Here is what I think I heard at the EMC society presentation. The
simulations presented showed that 20H structures they examined actually
resulted in more emission at the board edge. However, the presenters were
neutral on whether this was detrimental to compliance for the system as a
whole, pointing out that EMC solutions are rarely universally applicable. I
hope they post this on the web, I found it most instructive.

The main points I remember:

1) Time-varying currents on vias can inject radial TEM-mode waves into the
space between planes.

2) The energy thus injected bounces around the cavity volume between the
planes. The board edge is a discontinuity in the medium and so results in
partial reflection of the propagating wave and partial transmission, i.e.
radiation from the board edge.

3) Fencing the board edge with grounded vias is equivalent to changing the
PCB-edge discontinuity to a short to ground, so the reflection coefficient
becomes -1 and all energy is kept inside of the fenced area.

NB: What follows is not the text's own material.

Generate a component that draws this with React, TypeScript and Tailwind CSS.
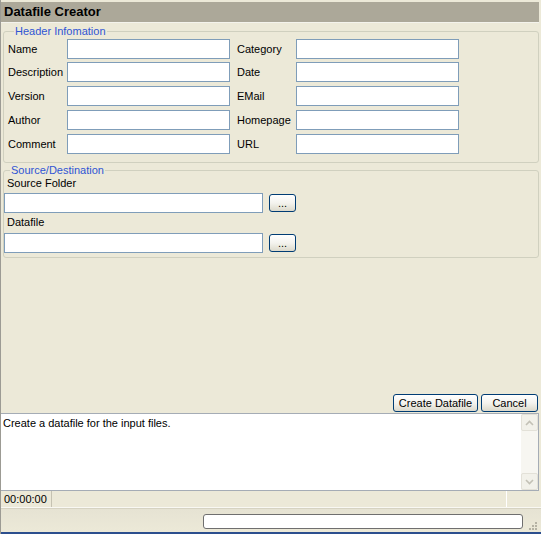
import React from "react";

const LEFT_ROWS = ["Name", "Description", "Version", "Author", "Comment"];
const RIGHT_ROWS = ["Category", "Date", "EMail", "Homepage", "URL"];

const inputCls = "h-[20px] bg-white border border-[#7f9db9] outline-none px-1 text-[11px]";
const btnCls =
  "h-[18px] rounded-[3px] border border-[#003c74] bg-gradient-to-b from-white via-[#f4f3ee] to-[#dcd9cb] text-[11px] leading-none text-black flex items-center justify-center";

function Chevron({ up }: { up?: boolean }) {
  return (
    <svg width="9" height="6" viewBox="0 0 9 6">
      <path
        d={up ? "M1 5 L4.5 1.5 L8 5" : "M1 1 L4.5 4.5 L8 1"}
        fill="none"
        stroke="#c3c1b6"
        strokeWidth="1.6"
      />
    </svg>
  );
}

export default function App() {
  return (
    <div
      className="w-[541px] h-[534px] bg-[#ece9d8] flex flex-col border-l border-[#9c9b94] overflow-hidden text-black text-[11px]"
      style={{ fontFamily: '"Liberation Sans", Arial, sans-serif' }}
    >
      {/* Title */}
      <div className="mt-[2px] mr-[2px] h-[21px] bg-[#aca899] flex items-center pl-[3px] font-bold text-[13px] border-b border-[#f4f3ec]">
        Datafile Creator
      </div>

      {/* Header Information */}
      <fieldset className="mt-[2px] ml-[2px] mr-[2px] border border-[#d0d0bf] rounded-[3px] pl-[4px] pb-[8px]">
        <legend className="ml-[6px] px-[1px] text-[#2f55d4] leading-[13px]">Header Infomation</legend>
        <div className="pt-[1px] flex flex-col">
          {LEFT_ROWS.map((l, i) => (
            <div key={l} className={`flex items-center ${i === 0 ? "" : i === 1 ? "mt-[3px]" : "mt-[4px]"}`}>
              <span className="w-[59px]">{l}</span>
              <input className={`${inputCls} w-[163px]`} />
              <span className="w-[59px] ml-[7px]">{RIGHT_ROWS[i]}</span>
              <input className={`${inputCls} w-[163px]`} />
            </div>
          ))}
        </div>
      </fieldset>

      {/* Source/Destination */}
      <fieldset className="mt-[1px] ml-[2px] mr-[2px] border border-[#d0d0bf] rounded-[3px] pb-[4px]">
        <legend className="ml-[6px] px-[1px] text-[#2f55d4] leading-[13px]">Source/Destination</legend>
        <div className="pl-[3px] leading-[13px]">Source Folder</div>
        <div className="mt-[3px] flex items-center">
          <input className={`${inputCls} w-[259px]`} />
          <button className={`${btnCls} w-[27px] ml-[6px]`}>...</button>
        </div>
        <div className="pl-[3px] mt-[3px] leading-[13px]">Datafile</div>
        <div className="mt-[4px] flex items-center">
          <input className={`${inputCls} w-[259px]`} />
          <button className={`${btnCls} w-[27px] ml-[6px]`}>...</button>
        </div>
      </fieldset>

      <div className="flex-1" />

      {/* Buttons */}
      <div className="flex justify-end gap-[3px] pr-[3px] mb-[1px]">
        <button className={`${btnCls} w-[85px]`}>Create Datafile</button>
        <button className={`${btnCls} w-[57px]`}>Cancel</button>
      </div>

      {/* Log */}
      <div className="h-[78px] mr-[2px] bg-white border border-l-0 border-[#a5acb5] flex">
        <div className="flex-1 pl-[2px] pt-[3px] leading-[13px]">Create a datafile for the input files.</div>
        <div className="w-[17px] bg-[#f7f6f1] flex flex-col justify-between">
          <div className="h-[17px] bg-[#f2f1ea] border border-[#e3e1d8] rounded-[2px] flex items-center justify-center">
            <Chevron up />
          </div>
          <div className="h-[17px] bg-[#f2f1ea] border border-[#e3e1d8] rounded-[2px] flex items-center justify-center">
            <Chevron />
          </div>
        </div>
      </div>

      {/* Status bar */}
      <div className="h-[17px] flex items-stretch border-b border-[#f9f8f3]">
        <div className="w-[51px] pl-[3px] flex items-center border-r border-[#c5c2b2]">00:00:00</div>
        <div className="w-[455px] border-r border-[#ffffff]" />
      </div>

      {/* Bottom bar */}
      <div className="h-[24px] bg-gradient-to-b from-[#e6e3d3] to-[#ece9d8] border-t border-[#d6d3c2] flex items-center justify-end">
        <div className="w-[320px] h-[15px] bg-white border border-[#6f6f6f] rounded-[3px] mt-[2px]" />
        <div className="w-[18px] h-[24px] flex items-end justify-center pb-[2px]">
          <svg width="11" height="11" viewBox="0 0 11 11">
            {[
              [8, 2],
              [5, 5],
              [8, 5],
              [2, 8],
              [5, 8],
              [8, 8],
            ].map(([x, y]) => (
              <rect key={`${x}-${y}`} x={x} y={y} width="2" height="2" fill="#b5b2a4" />
            ))}
          </svg>
        </div>
      </div>

      <div className="h-[2px] bg-[#2c4f8e]" />
    </div>
  );
}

4) By contrast, a 20H-rule example showed that that structure, which looks a
little like a patch antenna, allows for more efficient radiation from the
edge. The exposed area allows a propagation mode where energy can travel
around the outside edges of the board also. Thus less energy is trapped
within the board area and more gets radiated.

5) Is this good? Energy bouncing around between planes can be picked up by
structures like the one that initially injected it, e.g. vias, and then
travel along conductors to outside surface components where it can be
emitted. This is not especially desirable. On the other hand, the more
efficient radiatiing edge (20H) puts more energy into the system chassis,
which moves the problem one level higher.

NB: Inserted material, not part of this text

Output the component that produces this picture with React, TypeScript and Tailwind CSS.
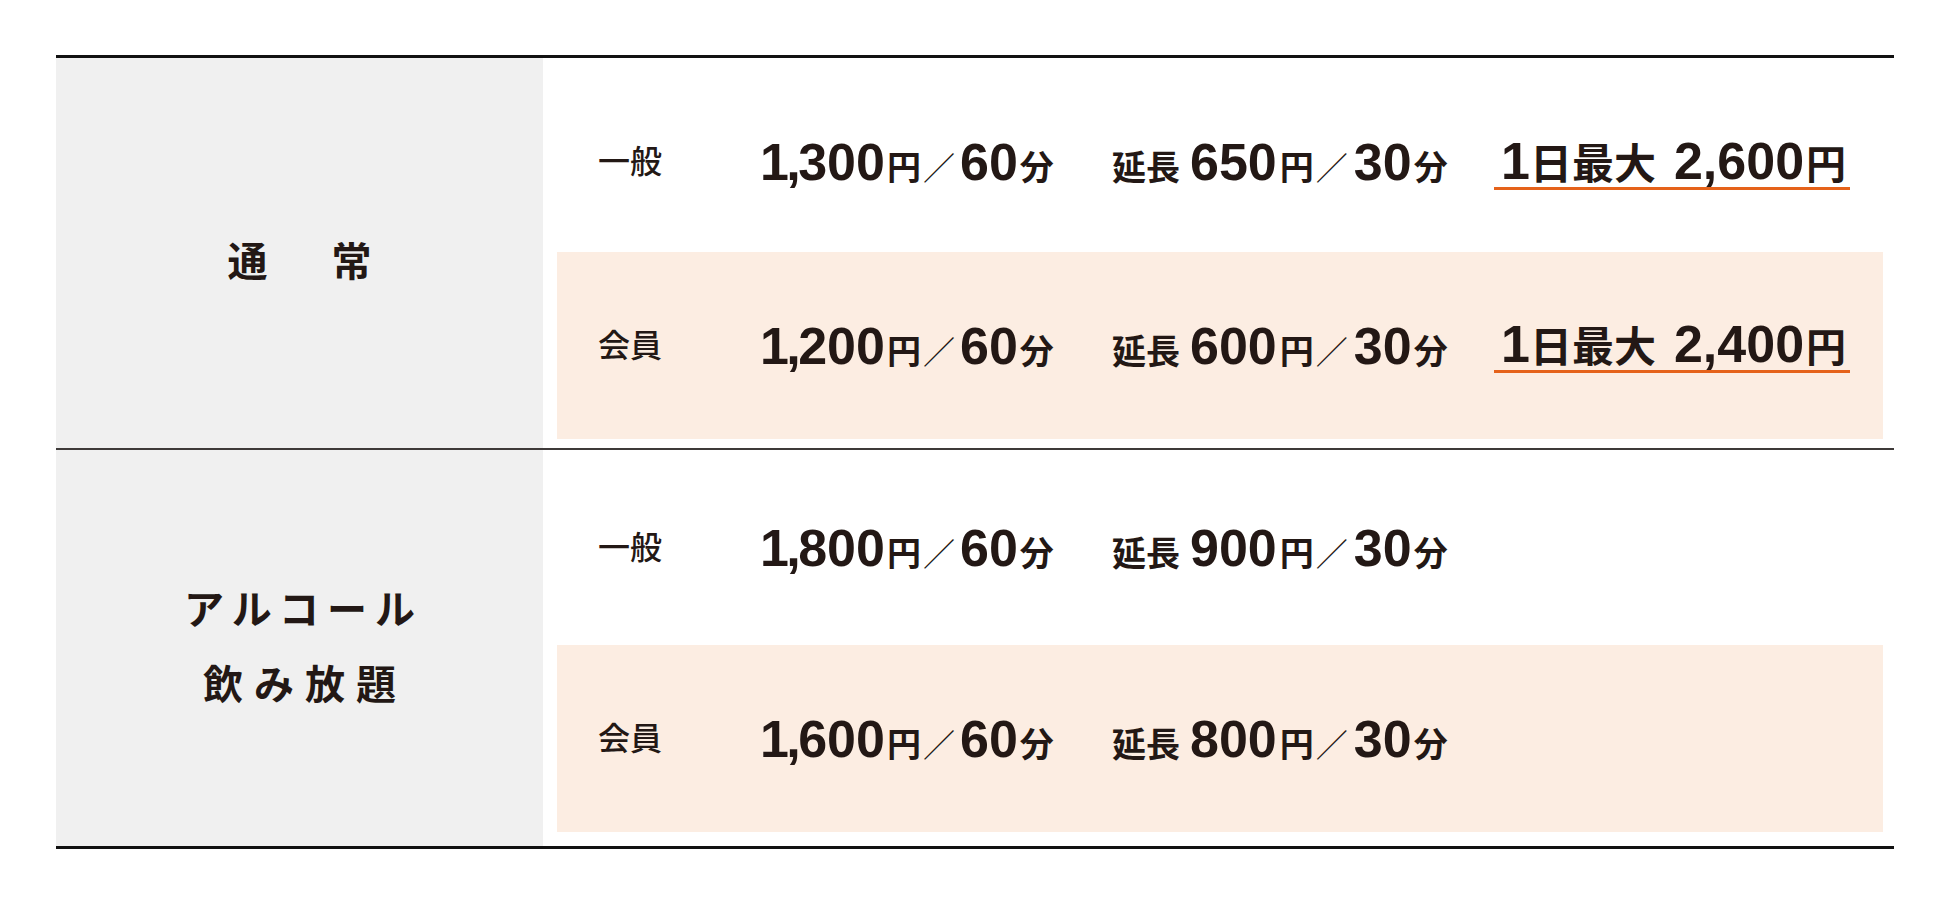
import { ReactNode } from 'react';

interface rowProps {
  label: string,
  price: string,
  ext: string,
  max?: string,
  member?: boolean,
  height: string,
}

// "1," sits tight in the original, so pull it in a little
function Num({ value }: { value: string }) {
  const [head, tail] = value.includes(',') ? value.split(',') : ['', value];
  return (
    <span className="text-[52px] font-bold">
      { head && <span className="tracking-[-0.05em]">{head},</span> }
      <span>{tail}</span>
    </span>
  );
}

function PriceRow({ label, price, ext, max, member, height }: rowProps) {
  return (
    <div className={`flex items-center pl-[41px] ${height} ${member ? 'bg-[#fcede2]' : ''}`}>
      <div className="w-[162px] text-[32px] font-medium leading-none">{label}</div>

      <div className="w-[352px] flex items-baseline leading-none">
        <Num value={price} />
        <span className="text-[34px] font-bold ml-[2px]">円</span>
        <span className="text-[32px] font-normal ml-[2px] mr-[5px]">／</span>
        <Num value="60" />
        <span className="text-[34px] font-bold ml-[2px]">分</span>
      </div>

      <div className="w-[382px] flex items-baseline leading-none">
        <span className="text-[34px] font-bold mr-[10px]">延長</span>
        <Num value={ext} />
        <span className="text-[34px] font-bold ml-[3px]">円</span>
        <span className="text-[32px] font-normal ml-[2px] mr-[6px]">／</span>
        <Num value="30" />
        <span className="text-[34px] font-bold ml-[2px]">分</span>
      </div>

      { max && (
        <div className="flex items-baseline leading-none pl-[7px] pr-[4px] border-b-[3px] border-[#e5621a]">
          <span className="text-[52px] font-bold">1</span>
          <span className="text-[42px] font-bold">日最大</span>
          <span className="text-[52px] font-bold ml-[18px]">{max}</span>
          <span className="text-[40px] font-bold ml-[2px]">円</span>
        </div>
      ) }
    </div>
  );
}

function Section({ title, children, className }: { title: ReactNode, children: ReactNode, className: string }) {
  return (
    <section className={`flex ${className}`}>
      <div className="w-[487px] bg-[#f0f0f0] flex items-center justify-center">
        {title}
      </div>
      <div className="flex-1 flex flex-col pl-[14px] pr-[11px]">
        {children}
      </div>
    </section>
  );
}

export default function App() {
  return (
    <div className="min-h-screen bg-white pt-[55px] text-[#231815] font-['Liberation_Sans','Noto_Sans_CJK_JP',sans-serif]">
      <div className="mx-[56px] border-t-[3px] border-[#111111]">
        <Section
          className="h-[392px] border-b-2 border-[#3e3a39]"
          title={
            <div className="flex gap-[64px] text-[40px] font-bold leading-none pt-[18px]">
              <span>通</span>
              <span>常</span>
            </div>
          }
        >
          <PriceRow label="一般" price="1,300" ext="650" max="2,600" height="h-[194px] pt-[14px]" />
          <PriceRow label="会員" price="1,200" ext="600" max="2,400" height="h-[187px]" member />
        </Section>

        <Section
          className="h-[399px] border-b-[3px] border-[#111111]"
          title={
            <div className="flex flex-col items-center text-[40px] font-bold leading-[75px]">
              <span className="tracking-[8px] pl-[8px]">アルコール</span>
              <span className="tracking-[11px] pl-[11px]">飲み放題</span>
            </div>
          }
        >
          <PriceRow label="一般" price="1,800" ext="900" height="h-[195px]" />
          <PriceRow label="会員" price="1,600" ext="800" height="h-[187px]" member />
        </Section>
      </div>
    </div>
  );
}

6) Closely spaced ground vias all across the board had the effect of fencing
in the injected energy to a small area. This seems to cut radiation from the
edges drastically. I would like to know more about this particular case.

The data was obtained from an FDTD simulation of a small board with a single
off-center via as the point of injection. Excitation was with both a
continuous sine-wave at 1GHz and also a Gaussian-derivative pulse.
Dielectric losses were included in the FR4 model. The results of lengthy
simulations were presented as captivating animations, with color variation
showing the magnitude of the Poynting vector across the whole board. The
test setup was of necessity rather artificial but it did help to give a feel
for the physical behavior underlying radiation from board edges.

peter.

-----Original Message-----
From: Doug McKean [mailto:[email protected]]
Sent: Tuesday, May 09, 2000 3:27 PM
To: [email protected]
Subject: Re: [SI-LIST] : May 9th Presentation: "Radiation from Edge
Effects in Printe...

I won't be able to make the meeting.